:: Given instruction ::
Return the lines that follow, exactly as they appear, from the first through the one containing "FaRegEdit, FaRegTrashAlt, FaStar"; no pictures are to be included.
┄┄┄┄┄┄┄┄┄┄┄┄┄┄┄┄┄┄┄┄
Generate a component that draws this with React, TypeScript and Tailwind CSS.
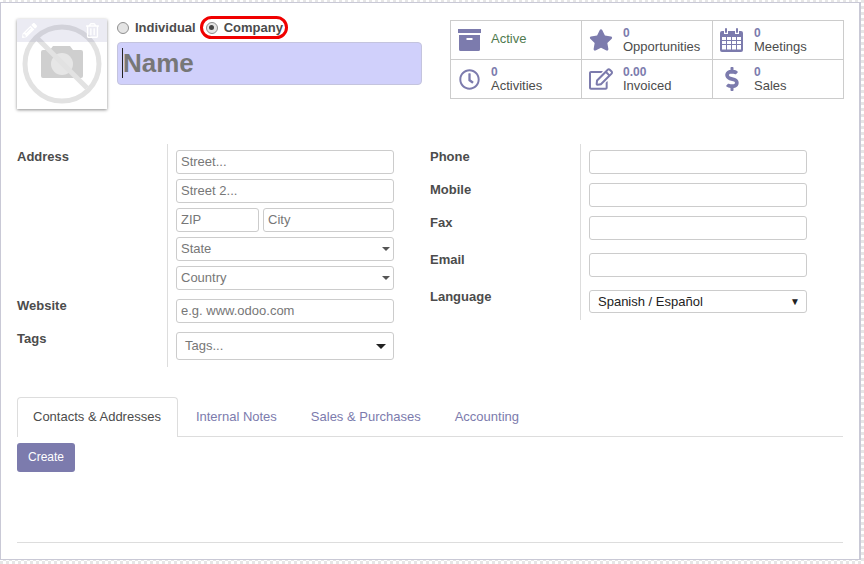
import React from 'react';
import { FaDollarSign, FaPencilAlt, FaRegClock, FaRegEdit, FaRegTrashAlt, FaStar } from 'react-icons/fa';

const inputClass =
  'block h-[24px] w-full rounded-[3px] border border-[#ccc] bg-white px-[4px] pb-[2px] text-[13px] text-[#4c4c4c] outline-none placeholder:text-[#777]';

function Caret({ dark }: { dark?: boolean }) {
  return dark ? (
    <svg width="10" height="5" viewBox="0 0 10 5" className="shrink-0">
      <path d="M0 0h10L5 5z" fill="#222" />
    </svg>
  ) : (
    <svg width="8" height="4" viewBox="0 0 8 4" className="shrink-0">
      <path d="M0 0h8L4 4z" fill="#555" />
    </svg>
  );
}

function PlaceholderSelect({ label }: { label: string }) {
  return (
    <div className="flex h-[24px] items-center justify-between rounded-[3px] border border-[#ccc] bg-white pl-[4px] pr-[3px] text-[13px] text-[#777]">
      <span>{label}</span>
      <Caret />
    </div>
  );
}

function ArchiveIcon() {
  return (
    <svg width="23" height="22" viewBox="0 0 23 22">
      <path d="M0 0h23v4H0z" fill="#7c7bad" />
      <path fillRule="evenodd" d="M1 6h21v14.5a1.5 1.5 0 0 1-1.5 1.5h-18A1.5 1.5 0 0 1 1 20.500zM8.500 9v2h6V9z" fill="#7c7bad" />
    </svg>
  );
}

function CalendarIcon() {
  return (
    <svg width="23" height="24" viewBox="0 0 23 24">
      <path
        fillRule="evenodd"
        fill="#7c7bad"
        d="M2 3h2v3h4V3h7v3h4V3h2a2 2 0 0 1 2 2v17a2 2 0 0 1-2 2H2a2 2 0 0 1-2-2V5a2 2 0 0 1 2-2zM2 9v3h4V9zm5 0v3h4V9zm5 0v3h4V9zm5 0v3h4V9zM2 13v3h4v-3zm5 0v3h4v-3zm5 0v3h4v-3zm5 0v3h4v-3zM2 17v4.500h4V17zm5 0v4.500h4V17zm5 0v4.500h4V17zm5 0v4.500h4V17z"
      />
      <rect x="5" y="0" width="2" height="5" rx="1" fill="#7c7bad" />
      <rect x="16" y="0" width="2" height="5" rx="1" fill="#7c7bad" />
    </svg>
  );
}

function ClockIcon() {
  return <FaRegClock size={21} color="#7c7bad" />;
}

function StatCell({ icon, value, label, active, shift }: { icon: React.ReactNode; value?: string; label: string; active?: boolean; shift?: boolean }) {
  return (
    <div
      className={
        active
          ? 'flex h-[39px] items-center border-r border-b border-[#ccc] shadow-[0_-1px_0_#ccc]'
          : 'flex h-[39px] items-center border-r border-b border-[#ccc]'
      }
    >
      <div className={shift ? 'flex w-[41px] shrink-0 justify-center pr-[4px]' : 'flex w-[40px] shrink-0 justify-center pr-[3px]'}>{icon}</div>
      {active ? (
        <span className="pb-[2px] text-[13px] text-[#4f7a4f]">{label}</span>
      ) : (
        <div className="text-[13px] leading-[14px] text-[#4c4c4c]">
          <div className="text-[12px] font-bold leading-[13px] text-[#7c7bad]">{value}</div>
          <div>{label}</div>
        </div>
      )}
    </div>
  );
}

function Photo() {
  return (
    <div className="relative h-[90px] w-[90px] shrink-0 bg-white shadow-[0_1px_3px_rgba(0,0,0,0.45)]">
      <svg width="90" height="90" viewBox="0 0 90 90">
        <circle cx="45" cy="45" r="37" fill="none" stroke="#e2e2e2" strokeWidth="5" />
        <path d="M26 31h7l3-4h17l3 4h8a2 2 0 0 1 2 2v24a2 2 0 0 1-2 2H26a2 2 0 0 1-2-2V33a2 2 0 0 1 2-2z" fill="#cfcfcf" />
        <circle cx="45" cy="45" r="11" fill="#e6e6e6" />
        <path d="M19 18l51 51" stroke="#e2e2e2" strokeWidth="5" />
      </svg>
      {/* edit/delete overlay on the picture */}
      <div className="absolute inset-x-0 top-0 flex h-[23px] items-center justify-between bg-[#7c7bad]/15 pl-[5px] pr-[7px]">
        <FaPencilAlt size={15} color="#fff" />
        <FaRegTrashAlt size={15} color="#fff" />
      </div>
    </div>
  );
}

function Radio({ checked }: { checked?: boolean }) {
  return (
    <span className="flex h-[12px] w-[12px] shrink-0 items-center justify-center rounded-full border border-[#8f8f8f] bg-[#e4e4e4]">
      {checked && <span className="h-[5px] w-[5px] rounded-full bg-[#444]" />}
    </span>
  );
}

export default function App() {
  return (
    <div
      className="h-[564px] w-[864px] overflow-hidden bg-[conic-gradient(#e6e6e6_25%,#fff_0_50%,#e6e6e6_0_75%,#fff_0)] bg-[length:6px_6px] pb-[4px] pr-[3px] pt-[2px]"
      style={{ fontFamily: '"Liberation Sans", Arial, sans-serif' }}
    >
      <div className="h-full border border-r-2 border-[#c9c9d6] bg-white pl-[16px] pr-[16px]">
        {/* header */}
        <div className="flex pt-[16px]">
          <Photo />
          <div className="-mt-[3px] ml-[10px] w-[305px] shrink-0">
            <div className="flex h-[23px] items-center text-[13px] font-bold text-[#4c4c4c]">
              <Radio />
              <span className="ml-[6px]">Individual</span>
              <div className="ml-[4px] flex h-[23px] w-[88px] items-center rounded-full border-[3px] border-[#f00000] pl-[3px]">
                <Radio checked />
                <span className="ml-[6px]">Company</span>
              </div>
            </div>
            <div className="mt-[3px] flex h-[43px] items-center rounded-[4px] border border-[#c4c4de] bg-[#d0d0fb] pb-[1px] pl-[4px] text-[26px] font-bold text-[#777]">
              <span className="border-l border-[#222] leading-[30px]">Name</span>
            </div>
          </div>
          <div className="ml-[28px] mt-[1px] grid h-[79px] w-[394px] shrink-0 grid-cols-[131px_131px_131px] border-l border-t border-[#ccc]">
            <StatCell active icon={<ArchiveIcon />} label="Active" />
            <StatCell shift icon={<FaStar size={24} color="#7c7bad" />} value="0" label="Opportunities" />
            <StatCell shift icon={<CalendarIcon />} value="0" label="Meetings" />
            <StatCell icon={<ClockIcon />} value="0" label="Activities" />
            <StatCell shift icon={<FaRegEdit size={24} color="#7c7bad" />} value="0.00" label="Invoiced" />
            <StatCell shift icon={<FaDollarSign size={24} color="#7c7bad" />} value="0" label="Sales" />
          </div>
        </div>

        {/* form */}
        <div className="mt-[35px] flex items-start text-[13px]">
          <div className="flex w-[413px]">
            <div className="w-[150px] font-bold leading-[16px] text-[#4c4c4c]">
              <div className="mt-[5px]">Address</div>
              <div className="mt-[133px]">Website</div>
              <div className="mt-[17px]">Tags</div>
            </div>
            <div className="flex h-[223px] w-[227px] flex-col gap-[5px] border-l border-[#ddd] pl-[8px] pt-[6px]">
              <input className={inputClass} placeholder="Street..." />
              <input className={inputClass} placeholder="Street 2..." />
              <div className="flex gap-[4px]">
                <input className={`${inputClass} !w-[83px]`} placeholder="ZIP" />
                <input className={`${inputClass} !w-[131px]`} placeholder="City" />
              </div>
              <PlaceholderSelect label="State" />
              <PlaceholderSelect label="Country" />
              <input className={`${inputClass} mt-[4px]`} placeholder="e.g. www.odoo.com" />
              <div className="mt-[4px] flex h-[28px] items-center justify-between rounded-[3px] border border-[#ccc] bg-white pl-[8px] pr-[7px] text-[#777]">
                <span>Tags...</span>
                <Caret dark />
              </div>
            </div>
          </div>
          <div className="flex">
            <div className="w-[150px] font-bold leading-[16px] text-[#4c4c4c]">
              <div className="mt-[5px]">Phone</div>
              <div className="mt-[17px]">Mobile</div>
              <div className="mt-[17px]">Fax</div>
              <div className="mt-[21px]">Email</div>
              <div className="mt-[21px]">Language</div>
            </div>
            <div className="h-[176px] w-[227px] border-l border-[#ddd] pl-[8px] pt-[6px]">
              <input className={inputClass} />
              <input className={`${inputClass} mt-[9px]`} />
              <input className={`${inputClass} mt-[9px]`} />
              <input className={`${inputClass} mt-[13px]`} />
              <div className="mt-[13px] flex h-[23px] items-center justify-between rounded-[3px] border border-[#ccc] bg-white pl-[8px] pr-[6px] text-[#222]">
                <span>Spanish / Español</span>
                <span className="text-[10px] leading-none">▼</span>
              </div>
            </div>
          </div>
        </div>

        {/* tabs */}
        <div className="mt-[30px] flex h-[40px] border-b border-[#ddd] text-[13px]">
          <div className="flex h-[40px] items-center rounded-t-[4px] border border-b-0 border-[#ddd] bg-white pb-[2px] pl-[15px] pr-[16px] text-[#4c4c4c]">
            Contacts &amp; Addresses
          </div>
          <div className="flex h-[39px] items-center pl-[18px] pr-[17px] text-[#7c7bad]">Internal Notes</div>
          <div className="flex h-[39px] items-center px-[17px] text-[#7c7bad]">Sales &amp; Purchases</div>
          <div className="flex h-[39px] items-center px-[17px] text-[#7c7bad]">Accounting</div>
        </div>
        <button className="mt-[6px] block h-[29px] w-[58px] rounded-[3px] bg-[#7c7bad] pb-[2px] text-center text-[12px] text-white">Create</button>
        <div className="mt-[70px] h-[1px] bg-[#ddd]" />
      </div>
    </div>
  );
}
┄┄┄┄┄┄┄┄┄┄┄┄┄┄┄┄┄┄┄┄
:: Result of this exercise ::
Generate a component that draws this with React, TypeScript and Tailwind CSS.
import React from 'react';
import { FaDollarSign, FaPencilAlt, FaRegClock, FaRegEdit, FaRegTrashAlt, FaStar } from 'react-icons/fa';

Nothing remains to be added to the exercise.